Выбрать главу

Люди, принадлежавшие к этому обществу (взятому во всех его многочисленных ответвлениях), по всей Европе говорили на одном языке — сначала по-итальянски, затем по-французски. При всех различиях в нюансах, определяемых их положением, они читали одни и те же книги, у них были одни и те же вкусы, те же самые манеры и один стиль жизни. Несмотря на все политические расхождения и все войны, которые они вели друг с другом, раньше или позже они единодушно устремлялись в свой центр, в Париж. Социальная коммуникация между дворами, т. е. в пределах придворно-аристократического общества, долгое время оставалась значительно более тесной, чем коммуникация и контакты между придворным обществом и иными слоями в пределах одной страны; это находило свое выражение в общем для всех дворов языке. Лишь с середины XVIII в. — в одних странах раньше, в других позже — вместе с подъемом средних слоев и постепенным смещением социального и политического центра от дворов к различным национальным буржуазным обществам контакты между придворно-аристократическими обществами разных наций начинают ослабевать, хотя и тогда не исчезают бесследно. Французский не без ожесточенной борьбы уступает место национальным языкам, т. е. языкам буржуазии, причем этот процесс затрагивает и высший свет. Само придворное общество все более дифференцируется, уподобляется обществам буржуа, в особенности после того, как в результате французской революции аристократическое общество окончательно лишается своей роли центра. Национальная форма интеграции начинает доминировать над сословной.

6

Когда мы пытаемся определить общественные традиции, задавшие общую тональность и определявшие глубинное единство различных национальных традиций Запада, то следует обращать внимание не только на христианскую церковь и общее для всех них римско-латинское наследие.
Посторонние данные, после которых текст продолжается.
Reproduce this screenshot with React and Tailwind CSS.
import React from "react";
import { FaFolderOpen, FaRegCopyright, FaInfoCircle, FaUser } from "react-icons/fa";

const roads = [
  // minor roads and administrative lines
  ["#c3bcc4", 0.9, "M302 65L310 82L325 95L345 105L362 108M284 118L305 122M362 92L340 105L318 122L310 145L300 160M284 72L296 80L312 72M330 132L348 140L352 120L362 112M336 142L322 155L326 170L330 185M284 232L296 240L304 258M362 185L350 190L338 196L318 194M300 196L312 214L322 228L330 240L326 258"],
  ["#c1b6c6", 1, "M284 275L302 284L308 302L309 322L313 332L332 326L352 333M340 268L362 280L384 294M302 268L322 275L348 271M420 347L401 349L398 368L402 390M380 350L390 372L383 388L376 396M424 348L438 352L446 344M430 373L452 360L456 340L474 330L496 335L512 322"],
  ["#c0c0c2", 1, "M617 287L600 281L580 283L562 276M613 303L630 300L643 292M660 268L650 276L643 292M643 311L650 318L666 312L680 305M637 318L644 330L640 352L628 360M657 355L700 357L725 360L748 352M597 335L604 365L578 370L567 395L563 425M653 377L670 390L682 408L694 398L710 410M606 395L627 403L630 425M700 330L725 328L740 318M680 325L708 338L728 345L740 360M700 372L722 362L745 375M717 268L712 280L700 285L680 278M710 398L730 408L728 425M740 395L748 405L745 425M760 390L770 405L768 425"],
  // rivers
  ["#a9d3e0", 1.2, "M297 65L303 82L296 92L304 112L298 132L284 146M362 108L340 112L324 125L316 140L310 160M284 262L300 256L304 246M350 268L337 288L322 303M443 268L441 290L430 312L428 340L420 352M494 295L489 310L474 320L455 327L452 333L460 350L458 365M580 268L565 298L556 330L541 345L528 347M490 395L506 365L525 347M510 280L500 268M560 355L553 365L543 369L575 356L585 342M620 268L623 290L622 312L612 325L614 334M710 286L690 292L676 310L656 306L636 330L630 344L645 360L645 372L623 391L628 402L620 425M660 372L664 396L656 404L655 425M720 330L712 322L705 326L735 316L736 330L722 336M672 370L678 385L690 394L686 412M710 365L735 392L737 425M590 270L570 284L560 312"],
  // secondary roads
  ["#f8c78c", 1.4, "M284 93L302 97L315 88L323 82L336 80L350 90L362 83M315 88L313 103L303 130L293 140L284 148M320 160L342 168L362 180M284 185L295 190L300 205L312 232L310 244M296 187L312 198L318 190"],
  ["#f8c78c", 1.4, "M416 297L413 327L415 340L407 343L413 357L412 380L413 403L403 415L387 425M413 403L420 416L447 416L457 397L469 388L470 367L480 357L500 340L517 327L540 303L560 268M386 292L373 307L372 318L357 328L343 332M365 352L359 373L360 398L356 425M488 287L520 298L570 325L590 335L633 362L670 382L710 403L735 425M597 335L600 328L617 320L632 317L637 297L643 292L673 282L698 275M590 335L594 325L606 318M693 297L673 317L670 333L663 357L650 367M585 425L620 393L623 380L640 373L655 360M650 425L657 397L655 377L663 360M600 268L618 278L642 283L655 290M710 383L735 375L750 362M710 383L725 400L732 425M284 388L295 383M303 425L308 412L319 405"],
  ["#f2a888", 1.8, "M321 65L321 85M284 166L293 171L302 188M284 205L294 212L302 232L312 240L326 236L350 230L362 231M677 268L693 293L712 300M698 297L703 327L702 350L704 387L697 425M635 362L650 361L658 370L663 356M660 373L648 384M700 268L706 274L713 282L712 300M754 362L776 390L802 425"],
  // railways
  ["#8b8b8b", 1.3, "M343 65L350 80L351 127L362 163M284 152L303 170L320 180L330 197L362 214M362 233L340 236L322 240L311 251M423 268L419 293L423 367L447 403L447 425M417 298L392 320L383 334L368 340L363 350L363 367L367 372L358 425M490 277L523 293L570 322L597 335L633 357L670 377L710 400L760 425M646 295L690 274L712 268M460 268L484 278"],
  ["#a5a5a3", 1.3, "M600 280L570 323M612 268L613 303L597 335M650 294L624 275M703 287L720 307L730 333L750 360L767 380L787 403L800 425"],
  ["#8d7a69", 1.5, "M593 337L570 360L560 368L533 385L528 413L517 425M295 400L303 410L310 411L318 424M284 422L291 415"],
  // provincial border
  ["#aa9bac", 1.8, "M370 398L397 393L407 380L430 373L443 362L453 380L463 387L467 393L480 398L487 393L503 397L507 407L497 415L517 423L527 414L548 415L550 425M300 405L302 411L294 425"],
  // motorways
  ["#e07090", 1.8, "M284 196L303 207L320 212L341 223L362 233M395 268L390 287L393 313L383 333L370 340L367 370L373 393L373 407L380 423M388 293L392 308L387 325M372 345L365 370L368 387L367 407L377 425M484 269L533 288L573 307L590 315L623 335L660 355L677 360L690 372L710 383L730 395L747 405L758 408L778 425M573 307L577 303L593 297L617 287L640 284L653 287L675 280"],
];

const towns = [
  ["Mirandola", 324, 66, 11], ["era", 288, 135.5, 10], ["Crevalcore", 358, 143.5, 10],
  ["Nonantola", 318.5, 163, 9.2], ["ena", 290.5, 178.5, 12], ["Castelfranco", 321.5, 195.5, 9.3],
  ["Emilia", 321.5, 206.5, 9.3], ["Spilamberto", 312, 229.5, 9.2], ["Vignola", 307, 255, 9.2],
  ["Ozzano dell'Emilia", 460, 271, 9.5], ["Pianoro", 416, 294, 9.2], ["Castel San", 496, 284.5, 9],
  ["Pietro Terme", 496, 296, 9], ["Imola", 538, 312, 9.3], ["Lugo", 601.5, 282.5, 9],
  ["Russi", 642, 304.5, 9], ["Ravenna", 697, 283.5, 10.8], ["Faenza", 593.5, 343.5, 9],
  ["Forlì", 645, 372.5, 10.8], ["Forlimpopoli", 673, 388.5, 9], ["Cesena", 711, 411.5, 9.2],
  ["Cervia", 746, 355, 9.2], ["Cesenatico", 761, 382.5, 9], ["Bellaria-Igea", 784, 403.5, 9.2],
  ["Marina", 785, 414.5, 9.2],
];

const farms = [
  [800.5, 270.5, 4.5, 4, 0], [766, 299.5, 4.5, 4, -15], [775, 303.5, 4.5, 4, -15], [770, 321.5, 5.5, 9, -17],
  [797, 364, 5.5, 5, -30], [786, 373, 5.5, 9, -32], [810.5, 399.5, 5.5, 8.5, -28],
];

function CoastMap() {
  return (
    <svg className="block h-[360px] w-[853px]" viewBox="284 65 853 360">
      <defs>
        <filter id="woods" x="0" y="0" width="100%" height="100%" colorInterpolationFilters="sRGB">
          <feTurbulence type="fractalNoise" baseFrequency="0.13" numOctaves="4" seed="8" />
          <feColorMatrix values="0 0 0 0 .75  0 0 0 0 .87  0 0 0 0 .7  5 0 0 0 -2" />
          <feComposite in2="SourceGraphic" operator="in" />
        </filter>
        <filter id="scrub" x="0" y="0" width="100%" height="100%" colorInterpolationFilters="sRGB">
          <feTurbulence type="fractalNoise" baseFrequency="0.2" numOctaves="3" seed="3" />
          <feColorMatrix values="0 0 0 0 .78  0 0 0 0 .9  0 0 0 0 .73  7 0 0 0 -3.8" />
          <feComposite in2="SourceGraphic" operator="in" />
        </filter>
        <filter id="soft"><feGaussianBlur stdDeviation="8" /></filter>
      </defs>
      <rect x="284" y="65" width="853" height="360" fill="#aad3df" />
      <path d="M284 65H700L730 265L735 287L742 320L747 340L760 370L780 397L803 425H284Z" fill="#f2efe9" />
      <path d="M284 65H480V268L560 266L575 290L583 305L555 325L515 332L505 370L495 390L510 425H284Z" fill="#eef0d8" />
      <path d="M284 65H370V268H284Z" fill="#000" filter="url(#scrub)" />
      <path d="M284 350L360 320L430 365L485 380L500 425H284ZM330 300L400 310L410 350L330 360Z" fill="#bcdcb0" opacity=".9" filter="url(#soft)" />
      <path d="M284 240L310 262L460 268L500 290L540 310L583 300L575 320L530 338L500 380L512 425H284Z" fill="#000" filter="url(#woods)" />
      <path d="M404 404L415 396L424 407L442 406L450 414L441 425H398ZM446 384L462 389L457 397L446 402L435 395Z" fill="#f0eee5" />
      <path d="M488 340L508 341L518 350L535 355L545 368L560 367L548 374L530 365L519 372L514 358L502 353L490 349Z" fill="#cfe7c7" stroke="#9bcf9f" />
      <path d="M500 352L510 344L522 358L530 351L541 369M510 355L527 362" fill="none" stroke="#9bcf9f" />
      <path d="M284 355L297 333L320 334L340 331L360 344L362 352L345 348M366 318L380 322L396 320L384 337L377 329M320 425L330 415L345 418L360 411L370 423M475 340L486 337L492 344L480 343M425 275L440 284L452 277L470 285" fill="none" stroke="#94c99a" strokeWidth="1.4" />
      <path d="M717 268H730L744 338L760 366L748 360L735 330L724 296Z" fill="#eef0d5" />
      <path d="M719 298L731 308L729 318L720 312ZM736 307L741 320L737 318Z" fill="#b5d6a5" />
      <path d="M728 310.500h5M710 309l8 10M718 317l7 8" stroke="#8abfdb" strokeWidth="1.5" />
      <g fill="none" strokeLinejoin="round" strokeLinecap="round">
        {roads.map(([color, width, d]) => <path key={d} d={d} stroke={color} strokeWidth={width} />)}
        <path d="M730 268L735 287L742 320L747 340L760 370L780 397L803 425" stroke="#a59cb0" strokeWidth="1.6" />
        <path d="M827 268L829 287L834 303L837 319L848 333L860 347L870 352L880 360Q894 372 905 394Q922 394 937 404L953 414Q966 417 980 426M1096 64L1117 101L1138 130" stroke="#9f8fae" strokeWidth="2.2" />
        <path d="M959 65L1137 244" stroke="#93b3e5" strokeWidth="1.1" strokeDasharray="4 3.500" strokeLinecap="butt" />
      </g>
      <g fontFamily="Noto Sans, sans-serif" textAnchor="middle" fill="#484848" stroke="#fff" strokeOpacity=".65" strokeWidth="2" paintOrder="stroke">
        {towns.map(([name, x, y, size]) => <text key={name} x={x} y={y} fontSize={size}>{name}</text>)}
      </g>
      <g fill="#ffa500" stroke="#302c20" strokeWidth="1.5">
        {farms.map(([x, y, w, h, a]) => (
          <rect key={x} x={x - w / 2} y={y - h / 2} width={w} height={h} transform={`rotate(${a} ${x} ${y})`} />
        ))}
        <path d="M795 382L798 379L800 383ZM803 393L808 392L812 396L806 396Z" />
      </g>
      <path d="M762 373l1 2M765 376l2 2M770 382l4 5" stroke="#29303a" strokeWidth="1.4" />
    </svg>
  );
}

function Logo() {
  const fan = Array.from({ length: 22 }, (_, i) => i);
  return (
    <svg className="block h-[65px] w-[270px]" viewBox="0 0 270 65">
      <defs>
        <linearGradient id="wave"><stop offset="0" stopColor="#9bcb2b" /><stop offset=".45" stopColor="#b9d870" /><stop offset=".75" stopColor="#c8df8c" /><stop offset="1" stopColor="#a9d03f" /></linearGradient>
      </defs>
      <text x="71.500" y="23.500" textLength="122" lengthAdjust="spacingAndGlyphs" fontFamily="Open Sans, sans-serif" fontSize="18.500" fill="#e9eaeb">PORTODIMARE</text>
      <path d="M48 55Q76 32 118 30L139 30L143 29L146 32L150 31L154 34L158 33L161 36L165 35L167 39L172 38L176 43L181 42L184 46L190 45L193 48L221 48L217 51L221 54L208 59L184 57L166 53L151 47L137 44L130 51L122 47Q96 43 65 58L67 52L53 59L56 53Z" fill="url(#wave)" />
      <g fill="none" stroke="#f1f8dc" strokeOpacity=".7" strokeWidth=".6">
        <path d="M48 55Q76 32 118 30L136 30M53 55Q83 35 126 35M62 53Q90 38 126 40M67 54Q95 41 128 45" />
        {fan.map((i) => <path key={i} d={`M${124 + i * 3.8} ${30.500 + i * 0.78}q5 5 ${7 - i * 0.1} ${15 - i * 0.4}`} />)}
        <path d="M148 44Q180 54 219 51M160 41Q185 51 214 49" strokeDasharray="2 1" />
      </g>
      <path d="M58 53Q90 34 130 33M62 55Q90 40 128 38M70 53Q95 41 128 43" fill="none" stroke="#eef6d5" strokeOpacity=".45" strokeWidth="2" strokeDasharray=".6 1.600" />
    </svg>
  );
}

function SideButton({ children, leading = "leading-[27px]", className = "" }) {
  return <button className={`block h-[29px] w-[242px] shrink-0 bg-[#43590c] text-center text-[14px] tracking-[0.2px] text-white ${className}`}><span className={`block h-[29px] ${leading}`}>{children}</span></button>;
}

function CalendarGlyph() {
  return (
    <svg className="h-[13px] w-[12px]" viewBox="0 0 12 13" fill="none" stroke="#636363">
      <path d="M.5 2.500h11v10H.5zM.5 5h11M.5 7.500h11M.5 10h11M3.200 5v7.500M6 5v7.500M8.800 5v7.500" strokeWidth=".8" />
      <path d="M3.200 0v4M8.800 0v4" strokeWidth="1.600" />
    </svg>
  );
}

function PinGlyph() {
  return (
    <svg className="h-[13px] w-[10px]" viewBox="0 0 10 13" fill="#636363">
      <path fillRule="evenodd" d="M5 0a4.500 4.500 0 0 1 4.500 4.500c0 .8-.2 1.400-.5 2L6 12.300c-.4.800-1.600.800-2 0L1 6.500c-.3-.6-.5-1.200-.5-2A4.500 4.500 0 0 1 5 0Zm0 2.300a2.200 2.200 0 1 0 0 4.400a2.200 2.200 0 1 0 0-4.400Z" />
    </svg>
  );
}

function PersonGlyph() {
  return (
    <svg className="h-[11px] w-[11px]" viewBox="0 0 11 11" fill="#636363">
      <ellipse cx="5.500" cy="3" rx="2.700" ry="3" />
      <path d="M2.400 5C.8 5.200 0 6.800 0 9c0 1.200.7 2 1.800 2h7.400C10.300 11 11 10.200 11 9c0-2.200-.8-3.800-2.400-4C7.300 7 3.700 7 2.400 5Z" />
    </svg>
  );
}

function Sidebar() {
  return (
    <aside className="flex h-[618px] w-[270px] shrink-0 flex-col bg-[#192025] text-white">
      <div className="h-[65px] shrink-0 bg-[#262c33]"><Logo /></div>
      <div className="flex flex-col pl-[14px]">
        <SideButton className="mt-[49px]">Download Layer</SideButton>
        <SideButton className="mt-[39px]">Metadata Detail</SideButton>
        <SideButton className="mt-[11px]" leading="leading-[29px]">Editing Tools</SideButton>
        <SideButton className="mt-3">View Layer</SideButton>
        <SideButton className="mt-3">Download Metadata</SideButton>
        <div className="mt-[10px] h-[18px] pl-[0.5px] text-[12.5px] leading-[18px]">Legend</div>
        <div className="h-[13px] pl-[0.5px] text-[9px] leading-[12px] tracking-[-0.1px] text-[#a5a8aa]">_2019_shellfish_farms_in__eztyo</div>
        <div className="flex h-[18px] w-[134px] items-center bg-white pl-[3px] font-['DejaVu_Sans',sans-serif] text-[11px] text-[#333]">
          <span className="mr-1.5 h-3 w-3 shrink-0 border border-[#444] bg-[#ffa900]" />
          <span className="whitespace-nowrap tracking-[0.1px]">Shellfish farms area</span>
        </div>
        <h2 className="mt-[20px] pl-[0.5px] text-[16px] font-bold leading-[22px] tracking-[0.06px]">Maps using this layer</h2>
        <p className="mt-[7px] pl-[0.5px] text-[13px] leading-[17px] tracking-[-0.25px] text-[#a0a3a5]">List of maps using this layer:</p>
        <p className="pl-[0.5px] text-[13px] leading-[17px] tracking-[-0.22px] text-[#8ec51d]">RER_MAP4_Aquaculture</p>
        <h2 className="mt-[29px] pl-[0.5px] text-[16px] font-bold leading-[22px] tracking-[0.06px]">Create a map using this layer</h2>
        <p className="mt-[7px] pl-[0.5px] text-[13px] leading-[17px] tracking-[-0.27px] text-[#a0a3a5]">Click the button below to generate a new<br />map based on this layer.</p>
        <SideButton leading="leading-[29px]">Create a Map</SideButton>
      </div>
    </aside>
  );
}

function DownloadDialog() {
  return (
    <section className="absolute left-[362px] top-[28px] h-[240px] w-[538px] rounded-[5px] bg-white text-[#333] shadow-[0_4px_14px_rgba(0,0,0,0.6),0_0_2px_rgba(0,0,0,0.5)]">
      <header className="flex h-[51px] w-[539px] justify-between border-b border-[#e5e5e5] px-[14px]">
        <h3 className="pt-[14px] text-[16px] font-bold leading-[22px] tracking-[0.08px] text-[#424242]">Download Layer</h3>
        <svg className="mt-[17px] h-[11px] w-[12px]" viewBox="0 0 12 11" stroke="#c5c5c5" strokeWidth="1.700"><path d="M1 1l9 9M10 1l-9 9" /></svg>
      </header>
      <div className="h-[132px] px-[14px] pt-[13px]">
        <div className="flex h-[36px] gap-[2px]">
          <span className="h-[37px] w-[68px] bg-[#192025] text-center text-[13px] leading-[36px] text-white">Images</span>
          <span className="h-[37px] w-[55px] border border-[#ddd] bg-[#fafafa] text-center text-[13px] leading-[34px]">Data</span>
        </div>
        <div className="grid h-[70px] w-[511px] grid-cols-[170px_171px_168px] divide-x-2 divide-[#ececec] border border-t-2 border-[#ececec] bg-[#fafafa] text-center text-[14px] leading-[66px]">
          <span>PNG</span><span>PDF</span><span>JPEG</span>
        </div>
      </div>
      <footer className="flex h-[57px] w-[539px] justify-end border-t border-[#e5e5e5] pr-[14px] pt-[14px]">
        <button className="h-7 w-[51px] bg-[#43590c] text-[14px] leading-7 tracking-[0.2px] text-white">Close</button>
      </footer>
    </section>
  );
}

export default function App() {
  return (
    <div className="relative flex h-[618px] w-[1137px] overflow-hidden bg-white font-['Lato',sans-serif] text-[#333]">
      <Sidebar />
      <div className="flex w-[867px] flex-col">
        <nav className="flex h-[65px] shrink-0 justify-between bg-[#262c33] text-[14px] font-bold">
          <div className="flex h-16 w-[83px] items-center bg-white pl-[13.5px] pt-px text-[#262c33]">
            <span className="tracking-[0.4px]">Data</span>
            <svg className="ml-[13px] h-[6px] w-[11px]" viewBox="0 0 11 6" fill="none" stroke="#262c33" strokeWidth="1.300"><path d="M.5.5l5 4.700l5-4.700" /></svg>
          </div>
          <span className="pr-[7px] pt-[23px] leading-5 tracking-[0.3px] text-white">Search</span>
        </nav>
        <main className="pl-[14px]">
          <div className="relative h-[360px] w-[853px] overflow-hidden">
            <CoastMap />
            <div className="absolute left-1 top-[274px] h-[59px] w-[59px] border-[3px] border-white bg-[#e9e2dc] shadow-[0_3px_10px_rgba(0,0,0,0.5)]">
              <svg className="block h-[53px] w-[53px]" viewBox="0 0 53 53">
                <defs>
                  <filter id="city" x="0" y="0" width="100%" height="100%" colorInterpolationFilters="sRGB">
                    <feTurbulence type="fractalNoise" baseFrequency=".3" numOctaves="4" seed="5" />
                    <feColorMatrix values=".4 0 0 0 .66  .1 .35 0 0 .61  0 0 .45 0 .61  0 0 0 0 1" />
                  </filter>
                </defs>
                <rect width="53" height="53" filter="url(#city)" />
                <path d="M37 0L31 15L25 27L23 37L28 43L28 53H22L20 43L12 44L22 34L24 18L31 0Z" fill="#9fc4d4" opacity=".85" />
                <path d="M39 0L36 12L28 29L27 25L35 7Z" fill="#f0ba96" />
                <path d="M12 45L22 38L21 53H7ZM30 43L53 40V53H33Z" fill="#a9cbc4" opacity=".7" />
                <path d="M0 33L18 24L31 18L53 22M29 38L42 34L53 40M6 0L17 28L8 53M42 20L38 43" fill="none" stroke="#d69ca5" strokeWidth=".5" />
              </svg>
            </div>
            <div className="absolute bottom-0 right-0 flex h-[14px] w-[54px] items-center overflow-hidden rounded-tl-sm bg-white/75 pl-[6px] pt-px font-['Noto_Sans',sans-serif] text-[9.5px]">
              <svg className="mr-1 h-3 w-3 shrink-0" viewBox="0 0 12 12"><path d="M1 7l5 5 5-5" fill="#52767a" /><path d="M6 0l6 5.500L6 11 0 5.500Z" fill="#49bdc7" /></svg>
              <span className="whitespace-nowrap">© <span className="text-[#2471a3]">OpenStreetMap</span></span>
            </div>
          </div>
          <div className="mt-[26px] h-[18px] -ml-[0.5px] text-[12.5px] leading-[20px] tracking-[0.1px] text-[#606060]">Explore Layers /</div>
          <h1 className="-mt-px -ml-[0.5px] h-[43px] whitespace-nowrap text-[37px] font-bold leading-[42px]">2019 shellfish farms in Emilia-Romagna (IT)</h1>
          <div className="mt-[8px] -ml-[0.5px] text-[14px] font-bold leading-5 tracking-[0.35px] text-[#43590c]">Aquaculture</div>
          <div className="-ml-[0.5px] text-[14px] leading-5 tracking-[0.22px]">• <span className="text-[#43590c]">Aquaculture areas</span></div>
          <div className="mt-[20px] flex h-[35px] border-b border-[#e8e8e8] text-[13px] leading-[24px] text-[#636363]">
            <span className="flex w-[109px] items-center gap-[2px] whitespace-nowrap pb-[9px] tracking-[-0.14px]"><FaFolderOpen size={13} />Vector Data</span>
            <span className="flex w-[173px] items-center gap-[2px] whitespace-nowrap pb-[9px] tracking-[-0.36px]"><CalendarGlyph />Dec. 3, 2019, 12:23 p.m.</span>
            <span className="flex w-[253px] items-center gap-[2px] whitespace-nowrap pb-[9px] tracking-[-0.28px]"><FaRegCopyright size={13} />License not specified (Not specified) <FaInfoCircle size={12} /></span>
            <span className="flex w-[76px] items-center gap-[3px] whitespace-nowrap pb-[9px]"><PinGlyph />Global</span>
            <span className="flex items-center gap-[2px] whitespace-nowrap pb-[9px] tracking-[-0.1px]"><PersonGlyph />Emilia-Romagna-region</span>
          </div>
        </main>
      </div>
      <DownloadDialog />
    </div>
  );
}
Перед нами должна предстать картина последней донациональной общественной формации, возникшей в тени уже начавшейся национальной дифференциации западного общества. Здесь были созданы модели мирного общения, которые вместе с трансформацией европейского общества, начиная с конца Средневековья, постепенно распространились на все слои. Здесь грубые привычки, дикие и необузданные нравы средневекового общества с его воинственным (вследствие полной опасностей жизни) высшим слоем стали «смягчаться», «шлифоваться» и «цивилизоваться». Давление придворной жизни, конкуренция за благосклонность князя или иных «великих мира сего», а затем необходимость отличать себя от других при помощи сравнительно мирных средств и, конечно, интриги и дипломатия, как орудия борьбы за жизненные шансы — все это принуждало сдерживать аффекты, стимулировало «самодисциплинирование», «self-control». Это привело к своеобразной придворной рациональности. Оппозиционная буржуазия XVIII в. — особенно в Германии, но также и в Англии — видела в придворном прежде всего рассудочного человека.

Именно здесь, в этом донациональном придворно-аристократическом обществе была сформирована или начала оформляться часть тех требований и запретов, которые доныне ощущаются как нечто общее для всего западного мира. Они привели к тому, что все западные народы, несмотря на все различия, оказались наделенными общими чертами — признаками особой цивилизации.

В первом томе на многочисленных примерах было показано, что постепенное формирование абсолютистско-придворного общества вело к трансформации влечений и поведения высшего слоя в сторону «цивилизации». Иногда мы уже наблюдали, что это усиливающееся обуздание и регулирование влечений происходило параллельно с усилением социальных связей, с ростом зависимости дворянства от государя, находящегося в центре, от королей и князей.

Как возникают эти связи и эта зависимость? Почему на место верхнего слоя относительно независимых воинов или рыцарей приходит слой придворных, в той или иной степени прекративших враждовать друг с другом? Почему шаг за шагом отступают на задний план сословные формации, имевшие право на участие в государственных делах, но на протяжении Средних веков и в начале Нового времени все более отстраняемые от этого участия? Почему раньше или позже во всех странах Европы на вершине остается одно лицо с диктаторскими полномочиями, с «абсолютной» властью, с принудительным придворным этикетом, которое из единого центра принуждает к миру друг с другом большие и малые уделы страны? Социогенез абсолютизма действительно занимает ключевое положение в целостном процессе цивилизации. Становление форм цивилизованного поведения и соответствующая перестройка сознания и аффектов остаются непонятными без рассмотрения процесса образования государств. Именно по этому процессу мы можем проследить прогрессирующую централизацию общества, поначалу нашедшую свое самое яркое выражение в абсолютистской форме господства.